Les modèles du changement climatique utilisés depuis les années 1970 ont su prédire avec précision la crise climatique à laquelle nous sommes aujourd’hui confrontés. L’un des principaux succès de l’écoblanchiment des grandes compagnies pétrolières a été d’exploiter les degrés d’incertitude qui accompagnent toutes les prédictions scientifiques. Les données scientifiques sont désormais indéniables et l’ampleur de la crise est évidente. Par ailleurs, les connaissances scientifiques permettant de déterminer quelles industries à forte intensité de carbone ont causé quels dégâts sont de plus en plus précises. Les lanceurs d’alerte et les journalistes d’investigation jettent une lumière sur ce que les entreprises savaient, surtout comparé aux messages contradictoires qu’elles ont diffusés.

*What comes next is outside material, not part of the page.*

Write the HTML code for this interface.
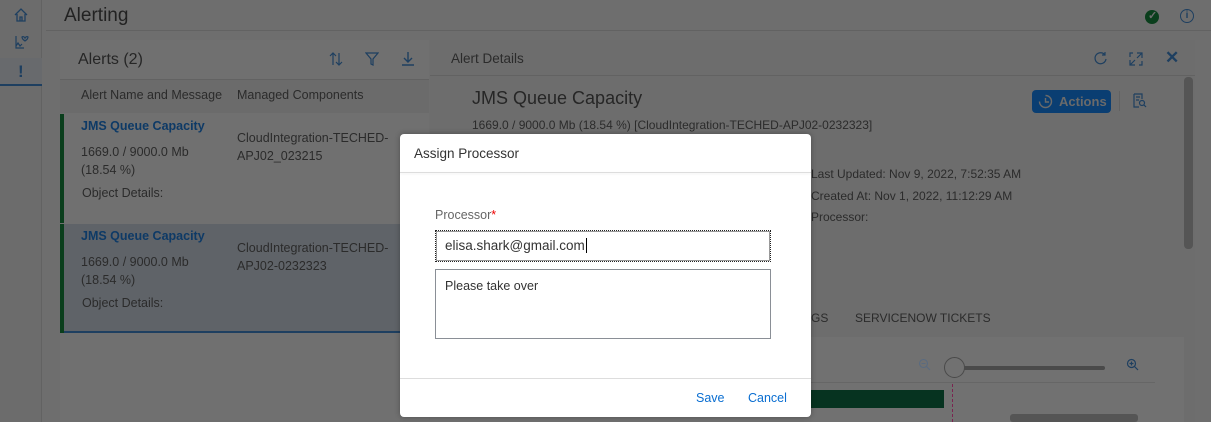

Pourtant, malgré le consensus scientifique et même politique grand public, les compagnies pétrolières souhaitent continuer à éroder tout consensus populaire, comme le prouve la persistance de la pratique de l’écoblanchiment.

Dans ce contexte, de nouveaux fronts s’ouvrent contre l’écoblanchiment, notamment de la part de scientifiques qui se liguent contre les grandes compagnies pétrolières qui achètent des résultats scientifiques. Deux exemples récents : plus de 400 enseignants britanniques boycottent le British Museum en raison de ses liens avec la compagnie charbonnière Adani, et la campagne Fossil Free Research (« Recherche exempte de combustibles fossiles »), qui vise à retirer l’argent du pétrole des institutions universitaires, initialement aux États-Unis et au Royaume-Uni.

Les enquêtes sur les activités malveillantes ainsi que les lancements d’alerte ont été essentiels pour mettre au jour l’écoblanchiment. Ces fuites et ces informations permettent de lever le voile sur le complexe industriel de l’écoblanchiment. Par exemple, une fuite de 2021 décrivait comment une grande compagnie pétrolière a fait pression sur des politiciens pour faire en sorte que l’action internationale en matière de climat soit impuissante. Une autre provient des chercheurs spécialisés dans le domaine du climat, DeSmog, dont le travail comprend la cartographie d’un réseau de pression et de groupes de façade, liés au déni climatique et au Brexit, ayant des liens étroits avec le gouvernement britannique. Ces exemples sont loin d’être isolés, comme en témoigne le nombre de lanceurs d’alerte (qu’il s’agisse de scientifiques, d’anciens travailleurs du secteur des combustibles fossiles ou de publicitaires) dans le documentaire essentiel de trois heures produit en 2022 par la BBC : Big Oil vs the World.

Les tactiques d’écoblanchiment n’ont jamais été aussi bien comprises (et l’on comprend encore mieux que le phénomène constitue son propre complexe industriel), mais l’écoblanchiment innove également. Il pourrait s’avérer intenable de promettre un avenir sain et vert sur fond d’inondations, d’incendies et d’autres catastrophes provoquées par l’homme. Mais à en juger par les méthodes des écoblanchisseurs, cela ne les empêchera pas d’essayer quand même, et ce, même si le prix à payer pour la survie de leur industrie est la Terre elle-même.